Location: Philadelphia , PA
Venue: Kung Fu Necktie
By A.D. Amorosi
Multi-instrumentalist and singer Michael Polizze has always made music that was both loud and soft, poppy and not so poppy. Listen close to the albums he made as a guitarist for Philly’s Birds of Maya and those first one-man, lo-fi, homemade recordings under the Purling Hiss name. They have the raw appeal of primal early Stooges albums, with unexpectedly subtle and memorably melodic hooks. Yet for Purling Hiss’ Drag City label debut, Water on Mars, Polizze’s usual mix of the blisteringly bombastic and the serenely somnolent sounds refreshingly new, magnified significantly by additional full-time players (drummer Mike Sneeringer, bassist Kiel Everett) and time spent in a real studio (Philly’s Uniform, with producers Jeff Ziegler and Adam Granduciel).
“The old records were recorded at my home on an old four-track, and my resources and engineering knowledge were limited,” says Polizze of albums and EPs such as Public Service Announcement and Lounge Lizards, which were little more than demos until WFMU-FM’s Brian Turner brought them attention. Then pal Kurt Vile encouraged Polizze to expand his sound and his expectations. “It’s really hard to tell where it would have gone,” Polizze says when asked about the encouragement of Turner and Vile — the latter dragged Polizze along on one of his early tours. “I think at the time, I was just working on recording, and figuring out my sounds and what I liked to hear. I think in the back of my head, though, I did want to eventually start a band, and Kurt inviting me prompted that to happen.”
Water on Mars may have started out of necessity — a live band working together as a power trio to prepare for a tour — but the noisy result was three guys who bonded quickly and hit upon like-minded touchstones in psych-rock, blues and punk. “While my old recordings were more cerebral and lo-fi,” says Polizze, “this new album was inspired by having that live band and some real song composition.”
Considering that expansion in size, range and intention, Water on Mars feels like the first real album that Polizze totally and forcefully meant to make, from its skuzzy blustering blues down to its mellowest melodic cuts, “She Calms Me Down” and “The Harrowing Wind.”

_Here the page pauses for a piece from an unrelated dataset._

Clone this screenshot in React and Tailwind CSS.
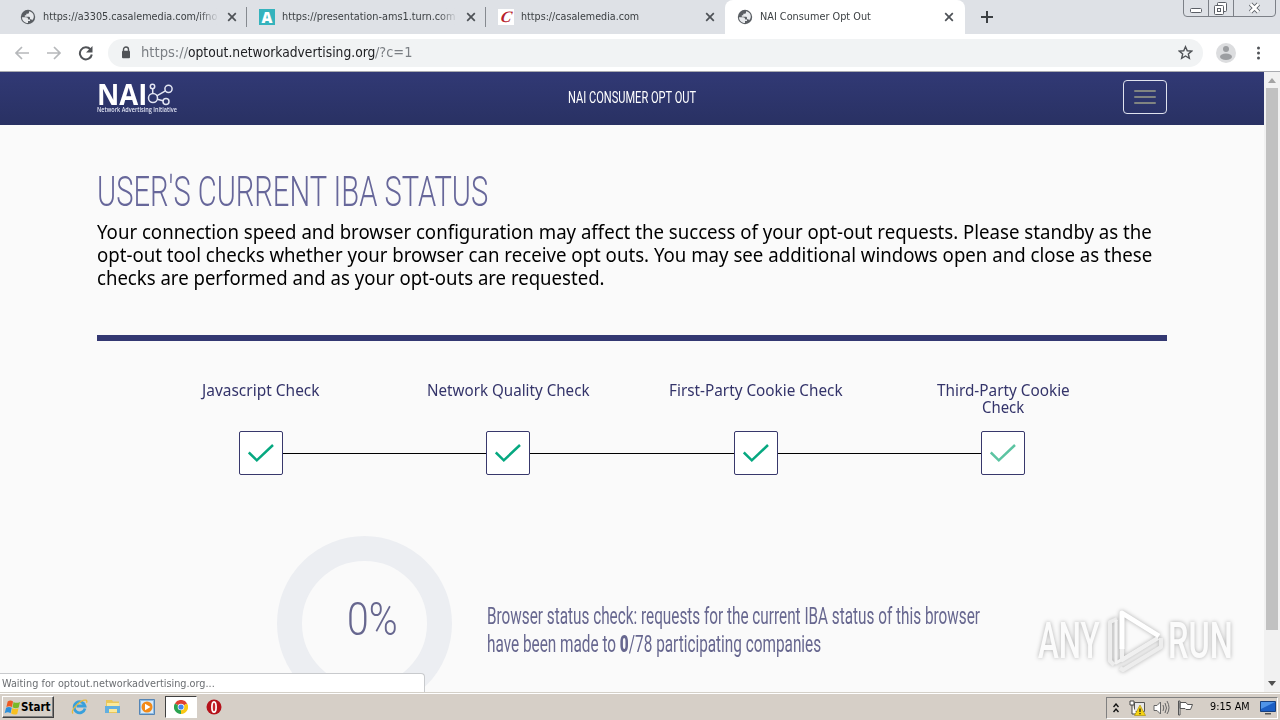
import React, { useLayoutEffect, useRef, useState } from "react";

const tabs = [
    { title: "https://a3305.casalemedia.com/ifno", icon: "globe", width: 174, fade: true },
    { title: "https://presentation-ams1.turn.com", icon: "turn", width: 174, fade: true },
    { title: "https://casalemedia.com", icon: "casale", width: 118 },
];

const intro = [
    { text: "Your connection speed and browser configuration may affect the success of your opt-out requests. Please standby as the", width: 1055 },
    { text: "opt-out tool checks whether your browser can receive opt outs. You may see additional windows open and close as these", width: 1055 },
    { text: "checks are performed and as your opt-outs are requested.", width: 508 },
];

const steps = [
    { lines: [{ text: "Javascript Check", width: 118 }] },
    { lines: [{ text: "Network Quality Check", width: 163 }] },
    { lines: [{ text: "First-Party Cookie Check", width: 174 }] },
    { lines: [{ text: "Third-Party Cookie", width: 133 }, { text: "Check", width: 42 }], pending: true },
];

// One line of text squeezed or stretched to a fixed width
function Fit({ width, className = "", children }) {
    const ref = useRef(null);
    const [scale, setScale] = useState(1);

    useLayoutEffect(() => {
        setScale(width / ref.current.offsetWidth);
    }, [width]);

    return (
        <span className={`block shrink-0 whitespace-nowrap ${className}`} style={{ width }}>
            <span ref={ref} className="inline-block origin-left" style={{ transform: `scaleX(${scale})` }}>
                {children}
            </span>
        </span>
    );
}

function Globe() {
    return (
        <svg className="size-4 shrink-0" viewBox="0 0 16 16">
            <circle cx="8" cy="8" r="7.2" fill="#5a5e63" />
            <path d="M2 8.200h4q2.200.1 2.300 2.200H10v1.500H8v2.100C4.400 14 2 11.400 2 8.200Z" fill="#e8eaed" />
            <path d="M9 2.200V3.500q0 1.300-1.500 1.300H6.300v1.500H4.800v1.400H9q1 0 1 1.200v1.400h.8q1 0 1.300 1C15.500 8 13.500 3 9 2.200Z" fill="#e8eaed" />
        </svg>
    );
}

function TabIcon({ name }) {
    if (name === "turn") {
        return (
            <span className="flex size-4 shrink-0 items-center justify-center bg-[#35b3bd] font-['Open_Sans',sans-serif] text-[15px] leading-none font-extrabold text-white">A</span>
        );
    }
    if (name === "casale") {
        return (
            <span className="flex size-4 shrink-0 items-center justify-center bg-white font-['Liberation_Serif',serif] text-[16px] leading-none text-[#b8222d] italic">
                <span className="-skew-x-12 font-bold">C</span>
            </span>
        );
    }
    return <Globe />;
}

function Close() {
    return (
        <svg className="size-[10px] shrink-0" viewBox="0 0 10 10">
            <path d="m1.200 1.200 7.600 7.600m0-7.600L1.200 8.800" stroke="#4d5156" strokeWidth="1.700" />
        </svg>
    );
}

function WindowButtons() {
    return (
        <svg className="h-[17px] w-[93px] shrink-0" viewBox="0 0 93 17" fill="none" stroke="#7c8087">
            <path d="M.5 0v13q0 3.500 3.500 3.500h85q3.500 0 3.500-3.500V0M25.500 0v16.500M50.500 0v16.500" />
            <g stroke="#5b5f66">
                <rect x="7.500" y="8.500" width="11" height="4" rx="1" fill="#fff" />
                <rect x="34.500" y="2.500" width="9" height="9" rx="1" fill="#fff" />
                <rect x="31.500" y="5.500" width="9" height="9" rx="1" fill="#fff" />
                <rect x="34.500" y="8.500" width="3" height="3" />
            </g>
            <path d="m67.500 4 8 8m0-8-8 8" stroke="#5b5f66" strokeWidth="4.500" />
            <path d="m67.500 4 8 8m0-8-8 8" stroke="#fff" strokeWidth="2.600" />
        </svg>
    );
}

function TabStrip() {
    return (
        <div className="flex h-[34px] shrink-0 bg-[#dee1e6] font-['DejaVu_Sans_Condensed','DejaVu_Sans',sans-serif] text-[11px] text-[#3c4043]">
            {tabs.map((tab, i) => (
                <div key={tab.title} className={`flex items-center ${i === 0 ? "w-[247px] pl-5" : "w-[239px] pl-3"}`}>
                    <TabIcon name={tab.icon} />
                    <div className="relative ml-[7px] w-[176px] pt-px">
                        <Fit width={tab.width}>{tab.title}</Fit>
                        {tab.fade && <div className="absolute inset-y-0 right-0 w-5 bg-linear-to-r from-transparent to-[#dee1e6]" />}
                    </div>
                    <div className="ml-2 flex"><Close /></div>
                    {i < 2 && <div className="ml-auto h-5 w-px bg-[#868a90]" />}
                </div>
            ))}
            <div className="flex w-[240px] items-center rounded-t-lg bg-white pl-3">
                <Globe />
                <Fit width={111} className="ml-[7px] pt-px">NAI Consumer Opt Out</Fit>
                <div className="mr-[11px] ml-auto flex"><Close /></div>
            </div>
            <svg className="mt-[11px] ml-[16px] size-3 shrink-0" viewBox="0 0 12 12">
                <path d="M6 0v12M0 6h12" stroke="#3c4043" strokeWidth="2" />
            </svg>
            <div className="mr-[4px] ml-auto"><WindowButtons /></div>
        </div>
    );
}

function Toolbar() {
    return (
        <div className="flex h-[38px] shrink-0 items-center border-b border-[#a9abb0] bg-white">
            <svg className="ml-[14px] h-4 w-20 shrink-0" viewBox="0 0 80 16" fill="none">
                <path d="M15 8H2m6-6L2 8l6 6M33 8h13m-6-6 6 6-6 6" stroke="#b6b8bb" strokeWidth="1.700" />
                <path d="M76.500 4.500A6 6 0 1 0 77.800 9.500" stroke="#505357" strokeWidth="2" />
                <path d="M78.500 1v6.500H72Z" fill="#505357" />
            </svg>
            <div className="ml-[14px] flex h-[28px] w-[1095px] items-center rounded-full bg-[#f1f3f4] pr-[10px] pl-[13px]">
                <svg className="h-[13px] w-[10px] shrink-0" viewBox="0 0 10 13">
                    <path d="M2.500 5V3.500a2.500 2.500 0 0 1 5 0V5" fill="none" stroke="#505357" strokeWidth="1.400" />
                    <rect x="1" y="4.800" width="8" height="7.400" rx="1" fill="#505357" />
                </svg>
                <div className="ml-[10px] flex font-['DejaVu_Sans_Condensed','DejaVu_Sans',sans-serif] text-[14px] text-[#7b7f84]">
                    <Fit width={47}>https://</Fit>
                    <Fit width={187} className="text-[#202124]">optout.networkadvertising.org</Fit>
                    <Fit width={37}>/?c=1</Fit>
                </div>
                <svg className="ml-auto size-[15px]" viewBox="0 0 16 16" fill="none" stroke="#505357" strokeWidth="1.500">
                    <path d="m8 1.800 1.900 4.300 4.700.4-3.600 3.100 1.100 4.600L8 11.700l-4.100 2.500L5 9.600 1.400 6.500l4.700-.4Z" />
                </svg>
            </div>
            <svg className="ml-[13px] size-5 shrink-0" viewBox="0 0 20 20">
                <circle cx="10" cy="10" r="10" fill="#dcdddf" />
                <circle cx="10" cy="6" r="3" fill="#9c9ea1" />
                <ellipse cx="10" cy="13.700" rx="6" ry="3.200" fill="#9c9ea1" />
            </svg>
            <svg className="ml-[20px] h-[14px] w-1 shrink-0" viewBox="0 0 4 14" fill="#505357">
                <circle cx="2.500" cy="2" r="1.500" />
                <circle cx="2.500" cy="7" r="1.500" />
                <circle cx="2.500" cy="12" r="1.500" />
            </svg>
        </div>
    );
}

function Header() {
    return (
        <header className="flex h-[53px] items-start bg-linear-to-b from-[#313975] to-[#293163] pr-[97px] pl-[97px] text-white">
            <div className="mt-[11px] w-[80px] font-['Open_Sans',sans-serif]">
                <div className="flex h-[23px] items-start">
                    <Fit width={50} className="text-[28px] leading-[23px] font-bold">NAI</Fit>
                    <svg className="h-[23px] w-[27px] shrink-0" viewBox="0 0 27 23" fill="none" stroke="#e3e6f3" strokeWidth="1.500">
                        <circle cx="6" cy="15" r="4.500" />
                        <circle cx="5.500" cy="3.500" r="2.200" />
                        <circle cx="21.500" cy="5.800" r="3.600" />
                        <circle cx="19" cy="18.500" r="3" />
                        <path d="M5.700 5.700v4.800M9.800 12.800l8.600-5M10.300 16.300l5.700 1.400" />
                    </svg>
                </div>
                <Fit width={80} className="text-[7px] leading-[8px] font-semibold text-[#dfe2f2]">Network Advertising Initiative</Fit>
            </div>
            <Fit width={128} className="mt-[14px] ml-[391px] font-['Roboto',sans-serif] text-[16px] leading-6">NAI CONSUMER OPT OUT</Fit>
            <button className="mt-[8px] ml-auto flex h-[34px] w-[44px] flex-col items-center justify-center gap-1 rounded border border-[#dfe2ee]">
                <span className="h-[2px] w-[22px] rounded bg-[#808481]" />
                <span className="h-[2px] w-[22px] rounded bg-[#808481]" />
                <span className="h-[2px] w-[22px] rounded bg-[#808481]" />
            </button>
        </header>
    );
}

function Step({ pending }) {
    return (
        <div className="flex size-[44px] shrink-0 items-center justify-center rounded-[2px] border border-[#38386c] bg-white">
            <svg className="h-5 w-[26px]" viewBox="0 0 26 20" fill="none">
                <path d="m.8 9.500 8 7.800L25 2" stroke={pending ? "#5cc4a2" : "#06a880"} strokeWidth="2.500" />
            </svg>
        </div>
    );
}

function Checks() {
    return (
        <>
            <div className="mt-[41px] grid grid-cols-4 px-[40px] font-['Noto_Sans',sans-serif] text-[16px] leading-[17px] text-[#34346a]">
                {steps.map((step, i) => (
                    <div key={i} className="flex h-[49px] flex-col items-center">
                        {step.lines.map((line) => <Fit key={line.text} width={line.width}>{line.text}</Fit>)}
                    </div>
                ))}
            </div>
            <div className="flex items-center px-[142px]">
                {steps.map((step, i) => (
                    <React.Fragment key={i}>
                        {i > 0 && <div className="h-px flex-1 bg-black" />}
                        <Step pending={step.pending} />
                    </React.Fragment>
                ))}
            </div>
        </>
    );
}

function Progress() {
    return (
        <div className="mt-[61px] flex pl-[180px] font-['Roboto',sans-serif] text-[#67678f]">
            <div className="flex size-[175px] shrink-0 items-start justify-center rounded-full border-[25px] border-[#eceef2]">
                <Fit width={51} className="mt-[28px] ml-[16px] text-[46px] leading-[60px] font-light">0%</Fit>
            </div>
            <div className="mt-[67px] ml-[35px] text-[23px] leading-[28px]">
                <Fit width={493}>Browser status check: requests for the current IBA status of this browser</Fit>
                <Fit width={334}>have been made to <b className="font-black">0</b>/78 participating companies</Fit>
            </div>
        </div>
    );
}

function Watermark() {
    return (
        <div className="absolute top-[537px] left-[1038px] flex h-[64px] w-[195px] items-center justify-between font-['Roboto',sans-serif] text-[50px] leading-[64px] font-medium text-[#fbfbfb] drop-shadow-[0_0_2px_rgba(0,0,0,0.3)]">
            <Fit width={62}>ANY</Fit>
            <svg className="h-[64px] w-[58px] shrink-0" viewBox="0 0 58 64" fill="none" strokeLinejoin="round">
                <path d="M12 10 5 13v39l4 4M15 59l3 2 38-23v-9" stroke="#ededed" strokeWidth="4" />
                <path d="M11 11v43l40-24" stroke="#f3f3f3" strokeWidth="3" />
                <path d="M17 4v47l36-22" stroke="#f0f0f0" strokeWidth="4" />
                <path d="M17 40V4l37 23" stroke="#fff" strokeWidth="5" />
            </svg>
            <Fit width={65}>RUN</Fit>
        </div>
    );
}

function Scrollbar() {
    return (
        <div className="flex w-4 shrink-0 flex-col items-center justify-between bg-[#f1f1f1]">
            <svg className="mt-[6px] h-[5px] w-2 shrink-0" viewBox="0 0 8 5"><path d="m0 5 4-5 4 5Z" fill="#a3a3a3" /></svg>
            <div className="mt-[5px] mb-auto h-[542px] w-3 bg-[#c1c1c1]" />
            <svg className="mb-[6px] h-[5px] w-2 shrink-0" viewBox="0 0 8 5"><path d="m0 0 4 5 4-5Z" fill="#505050" /></svg>
        </div>
    );
}

function Flag() {
    return (
        <svg className="h-[15px] w-[17px] shrink-0" viewBox="0 0 15 14">
            <path d="M3 1.500q2.500-2 5 0L7 6.500q-2.500-1.500-5.200 0Z" fill="#ee5a24" />
            <path d="M8.500 1.800q2.500 1.700 6 0L13.300 7q-3 1.400-5.800-.2Z" fill="#79b928" />
            <path d="M1.500 7.200q2.700-1.500 5.300 0L5.700 12.300q-2.500-1.700-5.500 0Z" fill="#2c8fdb" />
            <path d="M7.300 7.500q2.700 1.600 5.800.2L11.900 13q-2.800 1.200-5.700-.4Z" fill="#f8c020" />
        </svg>
    );
}

function Taskbar() {
    return (
        <div className="flex h-[28px] shrink-0 items-center border-t border-[#d4d0c8] bg-[#d6cfc7] shadow-[inset_0_1px_0_#fff]">
            <button className="mt-px ml-[2px] flex h-[22px] w-[52px] items-center border border-t-white border-r-[#404040] border-b-[#404040] border-l-white pl-px shadow-[inset_-1px_-1px_0_#808080]">
                <Flag />
                <Fit width={29} className="pt-px font-['DejaVu_Sans_Condensed','DejaVu_Sans',sans-serif] text-[11.5px] font-bold text-black">Start</Fit>
            </button>
            {/* Internet Explorer */}
            <svg className="ml-[17px] size-[17px]" viewBox="0 0 17 17" fill="none">
                <path d="M14 10.500A5.500 5.500 0 1 1 14 8H5.500" stroke="#38a0dc" strokeWidth="2.800" />
                <path d="M2 15.500C-1 12 10 1 15 2.200c1 .3 1 1.500.5 2.500" stroke="#e9b93a" strokeWidth="1.300" />
            </svg>
            {/* Explorer */}
            <svg className="ml-[16px] size-[17px]" viewBox="0 0 17 17">
                <path d="M2 2h6l1 1.500h6V15H2Z" fill="#e9c65a" />
                <path d="M3 5h12v9H3Z" fill="#fae99b" />
                <path d="M1 8h15v7h-3v-4H5v4H1Z" fill="#62afe0" />
            </svg>
            {/* Media Player */}
            <svg className="ml-[18px] size-4" viewBox="0 0 16 16">
                <path d="M.5.500h15v15H.5Z" fill="#8ebce4" stroke="#5585b5" />
                <path d="M2 2h12v12H2Z" fill="#d8eafa" />
                <circle cx="8" cy="8" r="5.500" fill="#f28a18" />
                <path d="m6 4.800 5.500 3.200L6 11.200Z" fill="#fff" />
            </svg>
            {/* Chrome */}
            <div className="ml-[10px] flex h-[22px] w-[32px] items-center justify-center border border-t-[#404040] border-r-white border-b-white border-l-[#404040] bg-white">
                <svg className="size-[14px]" viewBox="0 0 14 14">
                    <path d="M7 7 .9 3.500A7 7 0 0 1 13.100 3.500Z" fill="#df4032" />
                    <path d="M7 7V14A7 7 0 0 1 .9 3.500Z" fill="#2aa350" />
                    <path d="M7 7l6.100-3.500A7 7 0 0 1 7 14Z" fill="#fac814" />
                    <circle cx="7" cy="7" r="3.300" fill="#fff" />
                    <circle cx="7" cy="7" r="2.600" fill="#4385ee" />
                </svg>
            </div>
            {/* Opera */}
            <svg className="mt-px ml-[9px] size-4" viewBox="0 0 16 16">
                <circle cx="8" cy="8" r="7.500" fill="#b5121b" />
                <ellipse cx="8" cy="8" rx="2.100" ry="5.200" fill="#c8242b" stroke="#fff" strokeWidth="1.700" />
            </svg>
            <div className="mt-[2px] mr-[2px] ml-auto flex h-[22px] w-[172px] items-center border border-t-[#808080] border-r-white border-b-white border-l-[#808080] pl-[6px]">
                <svg className="h-[10px] w-[6px]" viewBox="0 0 6 10" fill="none" stroke="#111" strokeWidth="1.400">
                    <path d="m.5 4 2.500-3 2.500 3m-5 5L3 6l2.500 3" />
                </svg>
                <svg className="ml-[10px] h-4 w-[17px]" viewBox="0 0 17 16">
                    <path d="M5.500 2.500h10v9h-10Z" fill="#e8e8e8" stroke="#555" />
                    <path d="M1 1h4v4H1Zm2 4v9h5" fill="#fff" stroke="#444" />
                    <path d="m11 5 5.500 10.500h-11Z" fill="#f6d313" stroke="#a68a00" strokeWidth=".6" />
                    <path d="M11 8.500v3.500m0 1v1.300" stroke="#222" strokeWidth="1.300" />
                </svg>
                <svg className="ml-[7px] h-4 w-[17px]" viewBox="0 0 17 16" fill="none" stroke="#666">
                    <path d="M1 5.500h3L7.500 2v12L4 10.500H1Z" fill="#fff" />
                    <path d="M10 5q1.500 3 0 6m2-8q3 5 0 10m2-12q4 7 0 13" />
                </svg>
                <svg className="ml-[7px] h-4 w-[17px]" viewBox="0 0 17 16" fill="#fff" stroke="#555">
                    <path d="M1.500 1h1.500v14H1.500ZM3 2.500h6l1.500 2h5l-2 5H9L8 8.500H3Z" />
                </svg>
                <Fit width={40} className="ml-[16px] font-['DejaVu_Sans_Condensed','DejaVu_Sans',sans-serif] text-[11px] text-black">9:15 AM</Fit>
                <svg className="ml-[10px] h-[14px] w-4" viewBox="0 0 16 14">
                    <path d="M.5.500h15v10H.5Z" fill="#1c5fc4" stroke="#17407e" />
                    <path d="M1 1h14L1 8Z" fill="#4f94e8" />
                    <path d="M5 12h6v1.500H5Z" fill="#555" />
                </svg>
            </div>
        </div>
    );
}

export default function App() {
    return (
        <div className="flex h-[720px] w-[1280px] flex-col overflow-hidden bg-[#fafafa]">
            <TabStrip />
            <Toolbar />
            <div className="relative flex h-[620px] shrink-0 overflow-hidden">
                <div className="w-[1264px] shrink-0">
                    <Header />
                    <main className="px-[97px] pt-[37px]">
                        <h1 className="font-['Roboto',sans-serif] text-[42px] leading-[60px] font-light text-[#67679a]">
                            <Fit width={391}>USER&apos;S CURRENT IBA STATUS</Fit>
                        </h1>
                        <div className="mt-[-2px] font-['Noto_Sans',sans-serif] text-[20px] leading-[23px] text-black">
                            {intro.map((line) => <Fit key={line.text} width={line.width}>{line.text}</Fit>)}
                        </div>
                        <div className="mt-[46px] h-[6px] bg-[#333872]" />
                        <Checks />
                        <Progress />
                    </main>
                </div>
                <Scrollbar />
                <Watermark />
                <div className="absolute bottom-0 left-0 h-[19px] w-[425px] rounded-tr border-t border-r border-[#c8cacd] bg-white pl-[2px] font-['DejaVu_Sans_Condensed','DejaVu_Sans',sans-serif] text-[11px] leading-[19px] text-[#6b6e72]">
                    <Fit width={213}>Waiting for optout.networkadvertising.org...</Fit>
                </div>
            </div>
            <Taskbar />
        </div>
    );
}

For the most part, Polizze doesn’t suffer foolishness (“Think about white noise,” he remarks when asked about his band’s name), and considering he’s been making music for more than a decade, it must be odd for him to see Purling Hiss get all this attention now. “I personally feel like I established an identity as a writer and as an artist a while ago,” he says. “However, there have been a lot of changes over the years, from being in other bands to recording at home, and now with having a live band. I understand that it feels new to people because they’re just catching up.”